By Soo Rin Kim,Laura Romero,Dr. Mark Abdelmalek, and Steve Osunsam
i
March 4, 2022
In July 2020,
as the country faced its first summer wave of coronavirus cases,
a group of physicians stood in front of the steps of the U.S. Supreme Court and
held their first self-titled "White Coat Summit" to tout the unproven
benefits of hydroxychloroquine as a COVID-19 treatment.
"It is called hydroxychloroquine, zinc, and Zithromax,"
Dr. Stella Immanuel, a Houston-based primary care physician, told the crowd.
"I know you people want to talk about a mask. Hello? You don't need a
mask. There is a cure."
But
as those doctors were promoting unproven COVID-19 cures like hydroxychloroquine
and ivermectin, and denouncing proven non-pharmaceutical
mitigation measures like mask-wearing and lockdowns, another group of
physicians was emerging.
No License for Disinformation, a group of doctors motivated by the
unproven claims of the White Coat Summit, came together with a mission to call
on state medical boards and other governing bodies to take disciplinary
measures against doctors spreading dangerous misinformation.

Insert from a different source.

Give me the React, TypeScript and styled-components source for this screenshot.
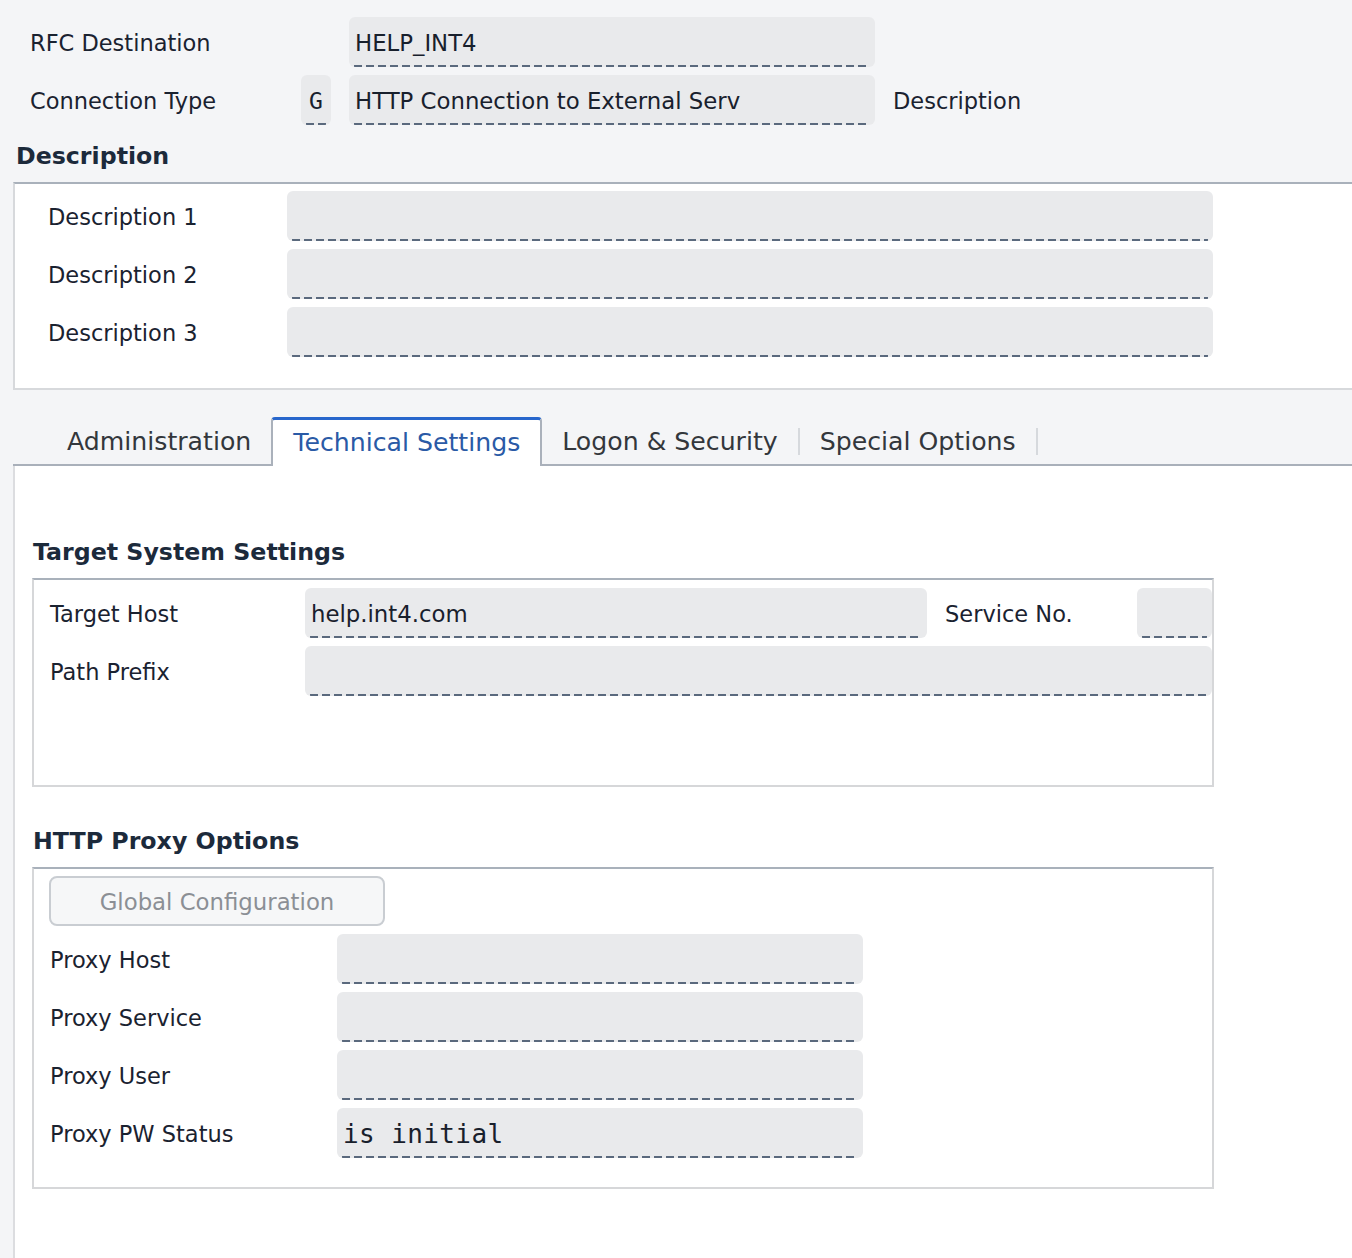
import React from "react";
import styled, { createGlobalStyle } from "styled-components";

const GlobalStyle = createGlobalStyle`
    html, body {
        margin: 0;
        padding: 0;
        background: #f4f5f7;
    }
    body {
        font-family: "DejaVu Sans", "Liberation Sans", sans-serif;
        color: #1a2230;
    }
    * {
        box-sizing: border-box;
    }
`;

const Page = styled.div`
    width: 1352px;
    min-height: 1258px;
    overflow: hidden;
    display: flex;
    flex-direction: column;
`;

const Header = styled.div`
    display: flex;
    flex-direction: column;
    gap: 8px;
    padding: 17px 0 0 30px;
`;

const HeaderRow = styled.div`
    display: flex;
    align-items: center;
`;

const Label = styled.span<{ $width?: number }>`
    font-size: 22.5px;
    line-height: 1;
    padding-top: 2px;
    white-space: nowrap;
    color: #1a2230;
    ${(p) => (p.$width ? `width: ${p.$width}px; flex: none;` : "")}
`;

const SideLabel = styled(Label)`
    margin-left: 18px;
`;

const Field = styled.div<{ $mono?: boolean; $width?: number; $center?: boolean }>`
    position: relative;
    height: 50px;
    background: #e9eaec;
    border-radius: 6px;
    padding: 2px 6px 0;
    display: flex;
    align-items: center;
    justify-content: ${(p) => (p.$center ? "center" : "flex-start")};
    font-family: ${(p) =>
        p.$mono ? `"DejaVu Sans Mono", "Liberation Mono", monospace` : `"DejaVu Sans", sans-serif`};
    font-size: ${(p) => (p.$mono ? "23px" : "22.8px")};
    color: #18202c;
    white-space: nowrap;
    overflow: hidden;
    ${(p) => (p.$width ? `width: ${p.$width}px; flex: none;` : "")}

    &::after {
        content: "";
        position: absolute;
        left: 5px;
        right: 5px;
        bottom: 0;
        height: 2px;
        background: repeating-linear-gradient(
            to right,
            #5a697d 0 8px,
            transparent 8px 12px
        );
    }
`;

const BigMono = styled.span`
    font-family: "DejaVu Sans Mono", "Liberation Mono", monospace;
    font-size: 26px;
    letter-spacing: 0.4px;
`;

const GapSpacer = styled.div`
    width: 48px;
    flex: none;
`;

const SmallGap = styled.div`
    width: 18px;
    flex: none;
`;

const Heading = styled.h2<{ $indent: number; $top: number }>`
    margin: ${(p) => p.$top}px 0 11px ${(p) => p.$indent}px;
    font-size: 23.7px;
    line-height: 30px;
    font-weight: bold;
    color: #1c2a3b;
`;

const DescPanel = styled.div`
    margin-left: 13px;
    background: #fff;
    border-top: 2px solid #a9b1bb;
    border-left: 2px solid #d7d9dc;
    border-bottom: 2px solid #d7d9dc;
    padding: 7px 0 31px 33px;
    display: flex;
    flex-direction: column;
    gap: 8px;
`;

const FormRow = styled.div<{ $cols: string }>`
    display: grid;
    grid-template-columns: ${(p) => p.$cols};
    align-items: center;
`;

const TabBar = styled.div`
    margin: 27px 0 0 13px;
    padding-left: 34px;
    height: 49px;
    display: flex;
    align-items: flex-end;
    border-bottom: 2px solid #a9b0ba;
`;

const Tab = styled.div<{ $active?: boolean }>`
    height: ${(p) => (p.$active ? "49px" : "45px")};
    padding: 0 20px;
    display: flex;
    align-items: center;
    font-size: 25.2px;
    white-space: nowrap;
    color: ${(p) => (p.$active ? "#2a5aa6" : "#33373c")};
    ${(p) =>
        p.$active
            ? `
        background: #fff;
        border-top: 3px solid #2766cc;
        border-left: 2px solid #aab1bb;
        border-right: 2px solid #aab1bb;
        border-radius: 4px 4px 0 0;
        margin-bottom: -2px;
        padding-bottom: 2px;
    `
            : ""}
`;

const TabDivider = styled.div`
    width: 2px;
    height: 27px;
    margin-bottom: 9px;
    background: #d6d9dd;
    flex: none;
`;

const Content = styled.div`
    flex: 1;
    margin-left: 13px;
    background: #fff;
    border-left: 2px solid #dcdde0;
    padding: 71px 0 40px 17px;
`;

const GroupBox = styled.div<{ $pad: string }>`
    width: 1182px;
    background: #fff;
    border-top: 2px solid #a9b1bb;
    border-left: 2px solid #d6d7d9;
    border-right: 2px solid #d6d7d9;
    border-bottom: 2px solid #d6d7d9;
    padding: ${(p) => p.$pad};
    display: flex;
    flex-direction: column;
    gap: 8px;
    overflow: hidden;
`;

const TargetGrid = styled.div`
    display: grid;
    grid-template-columns: 255px 622px 18px 192px 1fr;
    row-gap: 8px;
    align-items: center;
`;

const WideField = styled(Field)`
    grid-column: 2 / -1;
`;

const ConfigButton = styled.button`
    width: 336px;
    height: 50px;
    margin-left: -1px;
    border: 2px solid #c9cdd2;
    border-radius: 8px;
    background: #f6f7f8;
    color: #8b8f95;
    font-family: "DejaVu Sans", sans-serif;
    font-size: 22.8px;
    padding: 2px 0 0;
`;

const descRows = ["Description 1", "Description 2", "Description 3"];
const proxyRows = ["Proxy Host", "Proxy Service", "Proxy User"];
const tabs = [
    { name: "Administration" },
    { name: "Technical Settings", active: true },
    { name: "Logon & Security", divider: true },
    { name: "Special Options", divider: true },
];

export default function App() {
    return (
        <Page>
            <GlobalStyle />
            <Header>
                <HeaderRow>
                    <Label $width={271}>RFC Destination</Label>
                    <GapSpacer />
                    <Field $width={526}>HELP_INT4</Field>
                </HeaderRow>
                <HeaderRow>
                    <Label $width={271}>Connection Type</Label>
                    <Field $width={30} $mono $center>
                        G
                    </Field>
                    <SmallGap />
                    <Field $width={526}>HTTP Connection to External Serv</Field>
                    <SideLabel>Description</SideLabel>
                </HeaderRow>
            </Header>

            <Heading $indent={16} $top={16}>
                Description
            </Heading>
            <DescPanel>
                {descRows.map((r) => (
                    <FormRow key={r} $cols="239px 926px">
                        <Label>{r}</Label>
                        <Field />
                    </FormRow>
                ))}
            </DescPanel>

            <TabBar>
                {tabs.map((t) => (
                    <React.Fragment key={t.name}>
                        <Tab $active={t.active}>{t.name}</Tab>
                        {t.divider && <TabDivider />}
                    </React.Fragment>
                ))}
            </TabBar>

            <Content>
                <Heading $indent={1} $top={0}>
                    Target System Settings
                </Heading>
                <GroupBox $pad="8px 0 89px 16px">
                    <TargetGrid>
                        <Label>Target Host</Label>
                        <Field>help.int4.com</Field>
                        <span />
                        <Label>Service No.</Label>
                        <Field />
                        <Label>Path Prefix</Label>
                        <WideField />
                    </TargetGrid>
                </GroupBox>

                <Heading $indent={1} $top={39}>
                    HTTP Proxy Options
                </Heading>
                <GroupBox $pad="7px 0 29px 16px">
                    <ConfigButton>Global Configuration</ConfigButton>
                    {proxyRows.map((r) => (
                        <FormRow key={r} $cols="287px 526px">
                            <Label>{r}</Label>
                            <Field />
                        </FormRow>
                    ))}
                    <FormRow $cols="287px 526px">
                        <Label>Proxy PW Status</Label>
                        <Field>
                            <BigMono>is initial</BigMono>
                        </Field>
                    </FormRow>
                </GroupBox>
            </Content>
        </Page>
    );
}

"They were anti-mask. They were anti-lockdown. They wanted
everybody to believe that it was safe to continue life as normal," the
group's founder, California physician Dr. Nick Sawyer, told ABC News. "It
was anti all of the public health measures that had been put out as guidance to
help prevent the transmission of this novel virus."
Calling the group that spoke on the
steps of the Supreme Court "very well-funded physicians who are
essentially weaponizing the white coat in order to spread disinformation,"
Sawyer said there has been an "institutional failure" by state
medical boards to protect patients by not going after doctors more
aggressively.
In Pennsylvania, Texas and Maine, some physicians have faced
repercussions for spreading misinformation about coronavirus vaccines and
treating COVID-19 patients with unproven drugs like ivermectin or
hydroxychloroquine -- but Sawyer says there's still a long way to go.
"Disinformation is needlessly killing Americans. And the
people who have the authority to stop just information, whether it be the
social media platforms, legislators, the medical boards need to step up and
protect the public from this dangerous, conspiratorial information that's being
pushed out in a massively coordinated way," Sawyer told ABC News.